*Written problem*. Word for word, transcribe the lines below and drop the pictures.

-- START Items --

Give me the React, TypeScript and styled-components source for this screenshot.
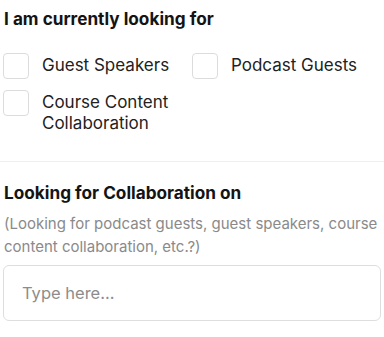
import { FC } from 'react';
import styled, { createGlobalStyle } from 'styled-components';

const GlobalStyle = createGlobalStyle`
  * { box-sizing: border-box; }
  body {
    margin: 0;
    background: #ffffff;
    font-family: "Inter", "Noto Sans", sans-serif;
    color: #1a1a1a;
  }
`;

const options = [
  'Guest Speakers',
  'Podcast Guests',
  'Course Content Collaboration',
];

const App: FC = () => {
  return (
    <>
      <GlobalStyle />
      <Page>
        <Section>
          <Heading>I am currently looking for</Heading>
          <OptionGrid>
            {options.map((label) => (
              <Option key={label}>
                <Box type="checkbox" />
                <OptionText>{label}</OptionText>
              </Option>
            ))}
          </OptionGrid>
        </Section>
        <Divider />
        <Section>
          <Heading>Looking for Collaboration on</Heading>
          <Hint>(Looking for podcast guests, guest speakers, course content collaboration, etc.?)</Hint>
          <TextField placeholder="Type here..." />
        </Section>
      </Page>
    </>
  );
};

export default App;

const Page = styled.div`
  width: 384px;
  padding: 7px 3px 0 3px;
`;

const Section = styled.div`
  display: flex;
  flex-direction: column;
`;

const Heading = styled.h3`
  margin: 0;
  padding-left: 1px;
  font-size: 17.2px;
  line-height: 24px;
  font-weight: 700;
  color: #141414;
`;

const OptionGrid = styled.div`
  display: grid;
  grid-template-columns: 1fr 1fr;
  row-gap: 11px;
  margin-top: 22px;
`;

const Option = styled.label`
  display: flex;
  align-items: flex-start;
  gap: 13px;
`;

const Box = styled.input`
  appearance: none;
  margin: 0;
  flex: 0 0 26px;
  width: 26px;
  height: 26px;
  border: 1px solid #dcdcdc;
  border-radius: 4px;
  background: #fff;
`;

const OptionText = styled.span`
  margin-top: 2px;
  font-size: 17px;
  line-height: 21px;
  color: #222;
`;

const Divider = styled.div`
  height: 1px;
  background: #efefef;
  margin: 27px -3px 19px -3px;
`;

const Hint = styled.p`
  margin: 7px 0 0 0;
  padding-left: 1px;
  font-size: 15px;
  line-height: 23px;
  color: #8a8a8a;
`;

const TextField = styled.input`
  margin-top: 7px;
  width: 100%;
  height: 56px;
  padding: 0 18px;
  border: 1px solid #dedede;
  border-radius: 6px;
  font-family: inherit;
  font-size: 16.5px;
  color: #222;
  outline: none;
  &::placeholder { color: #8c8c8c; }
`;
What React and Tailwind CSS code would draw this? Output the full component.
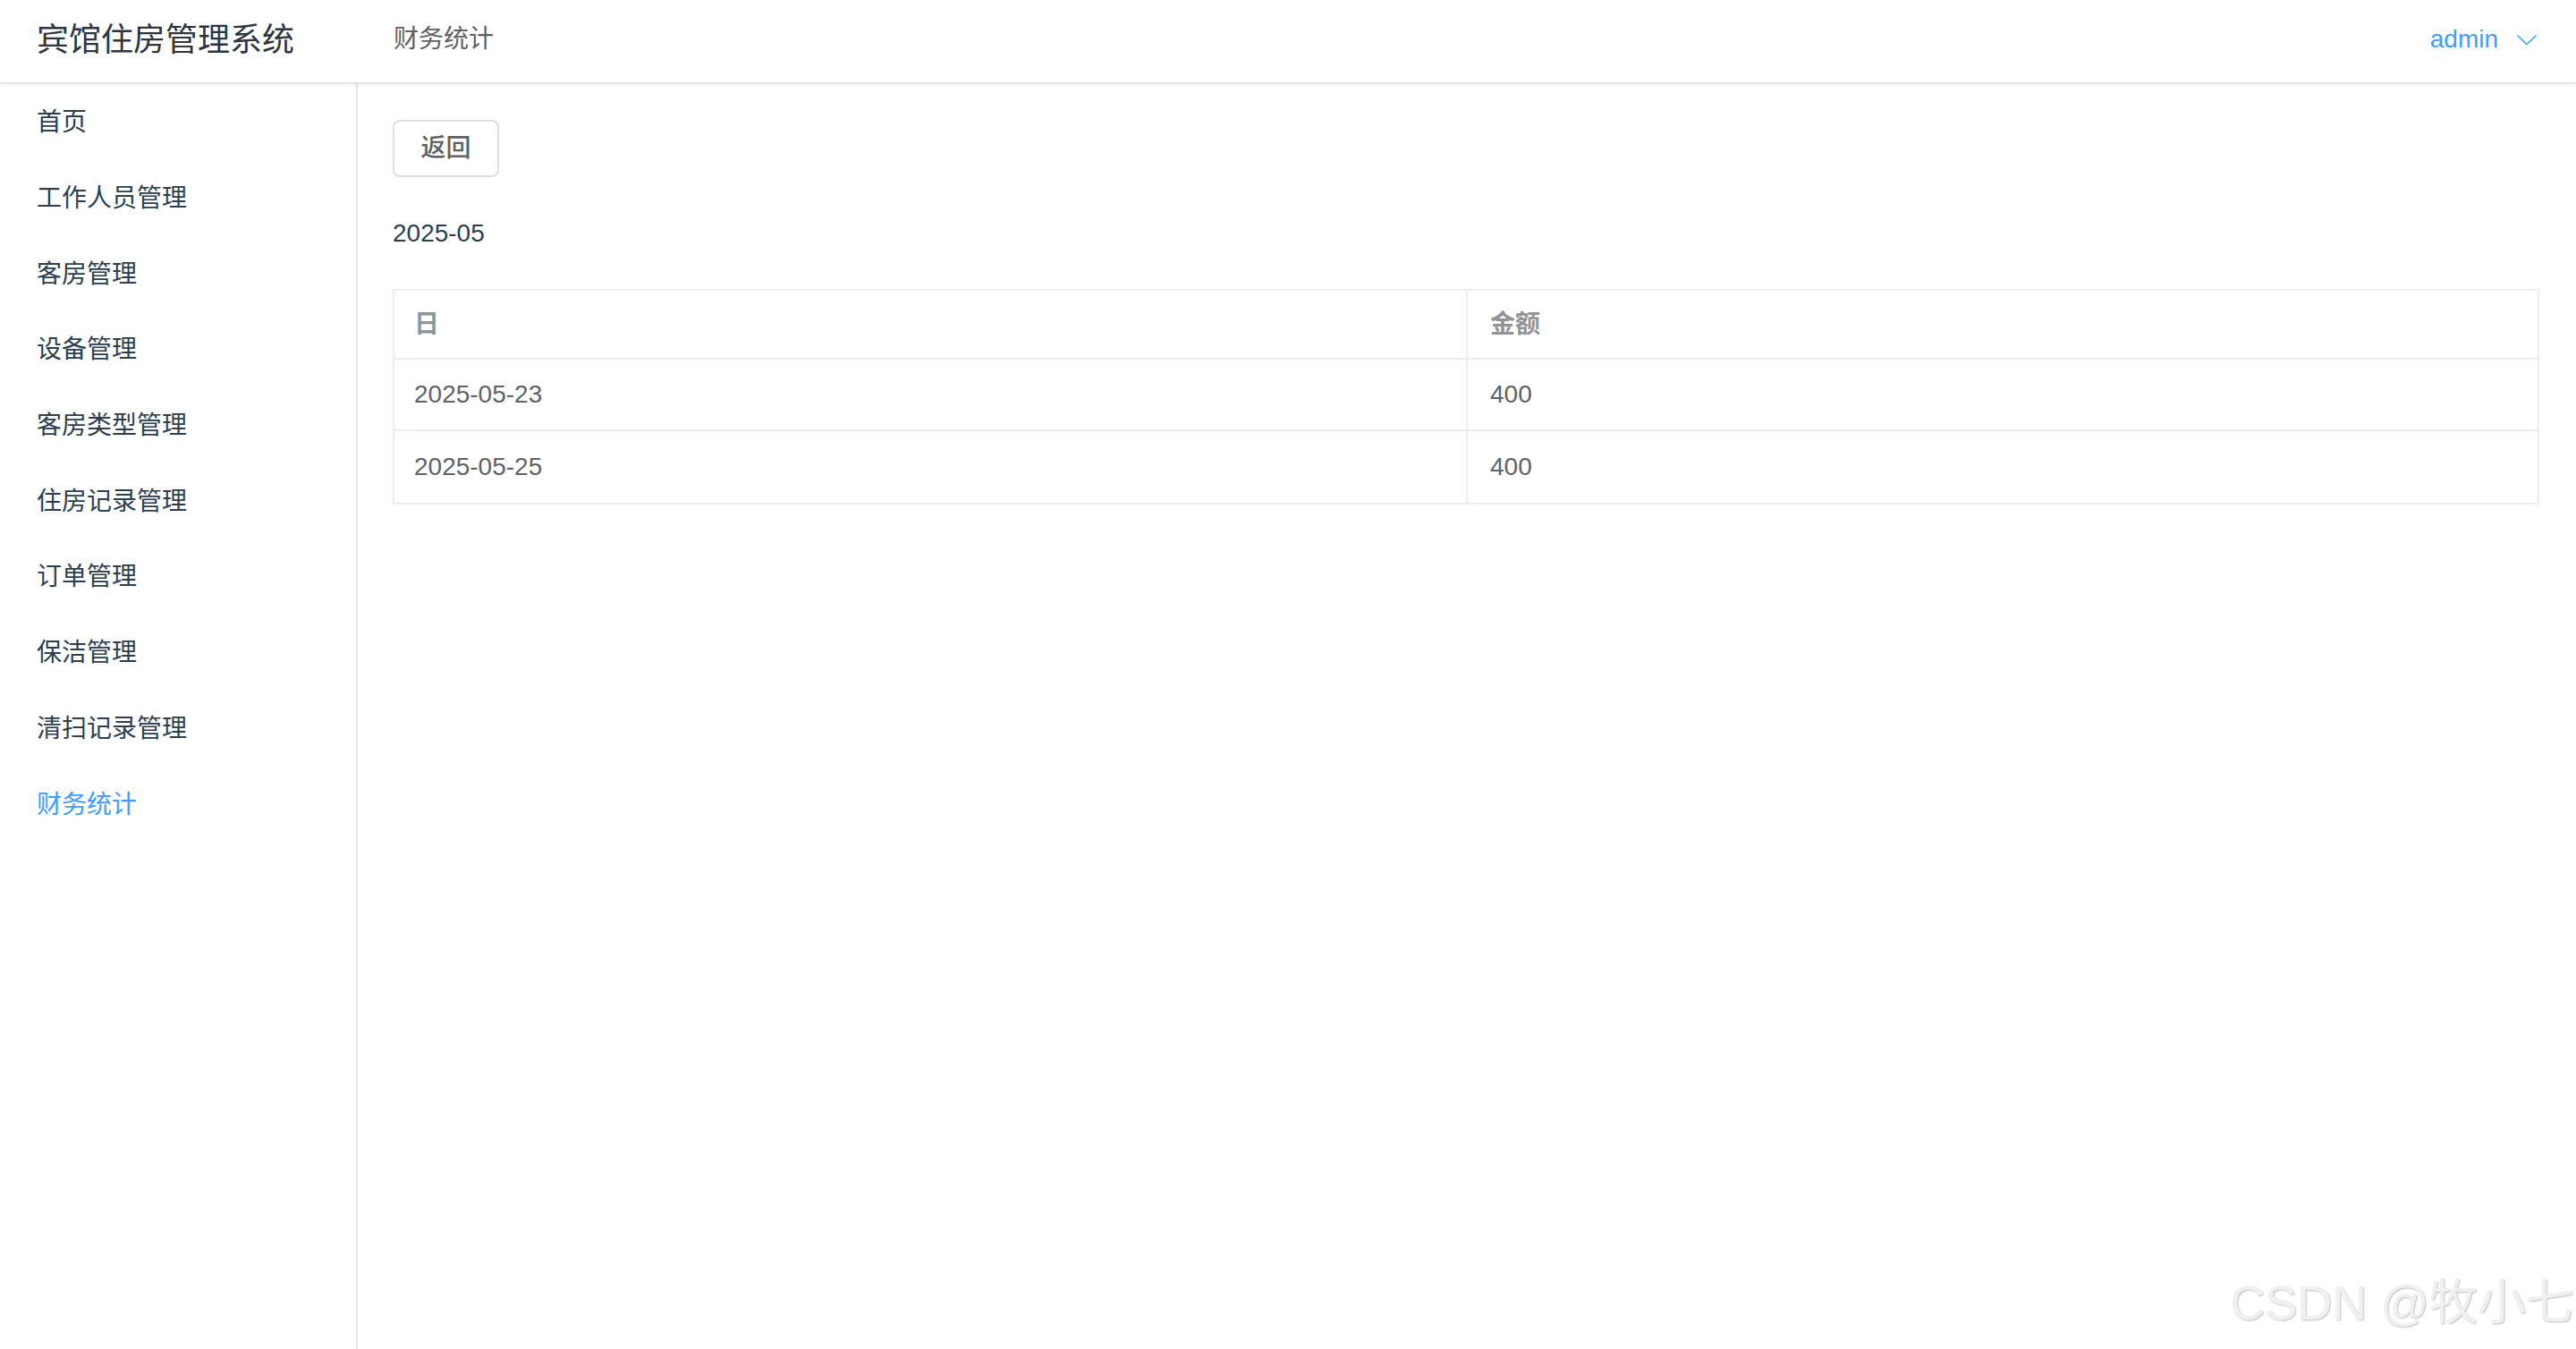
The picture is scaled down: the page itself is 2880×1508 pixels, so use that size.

-- END Items --

*Result of the exercise*.
Give me the React, TypeScript and styled-components source for this screenshot.
import { FC } from 'react';
import styled, { createGlobalStyle } from 'styled-components';

const GlobalStyle = createGlobalStyle`
  * { box-sizing: border-box; }
  body {
    margin: 0;
    background: #ffffff;
    font-family: "Inter", "Noto Sans", sans-serif;
    color: #1a1a1a;
  }
`;

const options = [
  'Guest Speakers',
  'Podcast Guests',
  'Course Content Collaboration',
];

const App: FC = () => {
  return (
    <>
      <GlobalStyle />
      <Page>
        <Section>
          <Heading>I am currently looking for</Heading>
          <OptionGrid>
            {options.map((label) => (
              <Option key={label}>
                <Box type="checkbox" />
                <OptionText>{label}</OptionText>
              </Option>
            ))}
          </OptionGrid>
        </Section>
        <Divider />
        <Section>
          <Heading>Looking for Collaboration on</Heading>
          <Hint>(Looking for podcast guests, guest speakers, course content collaboration, etc.?)</Hint>
          <TextField placeholder="Type here..." />
        </Section>
      </Page>
    </>
  );
};

export default App;

const Page = styled.div`
  width: 384px;
  padding: 7px 3px 0 3px;
`;

const Section = styled.div`
  display: flex;
  flex-direction: column;
`;

const Heading = styled.h3`
  margin: 0;
  padding-left: 1px;
  font-size: 17.2px;
  line-height: 24px;
  font-weight: 700;
  color: #141414;
`;

const OptionGrid = styled.div`
  display: grid;
  grid-template-columns: 1fr 1fr;
  row-gap: 11px;
  margin-top: 22px;
`;

const Option = styled.label`
  display: flex;
  align-items: flex-start;
  gap: 13px;
`;

const Box = styled.input`
  appearance: none;
  margin: 0;
  flex: 0 0 26px;
  width: 26px;
  height: 26px;
  border: 1px solid #dcdcdc;
  border-radius: 4px;
  background: #fff;
`;

const OptionText = styled.span`
  margin-top: 2px;
  font-size: 17px;
  line-height: 21px;
  color: #222;
`;

const Divider = styled.div`
  height: 1px;
  background: #efefef;
  margin: 27px -3px 19px -3px;
`;

const Hint = styled.p`
  margin: 7px 0 0 0;
  padding-left: 1px;
  font-size: 15px;
  line-height: 23px;
  color: #8a8a8a;
`;

const TextField = styled.input`
  margin-top: 7px;
  width: 100%;
  height: 56px;
  padding: 0 18px;
  border: 1px solid #dedede;
  border-radius: 6px;
  font-family: inherit;
  font-size: 16.5px;
  color: #222;
  outline: none;
  &::placeholder { color: #8c8c8c; }
`;
What React and Tailwind CSS code would draw this? Output the full component.
The picture is scaled down: the page itself is 2880×1508 pixels, so use that size.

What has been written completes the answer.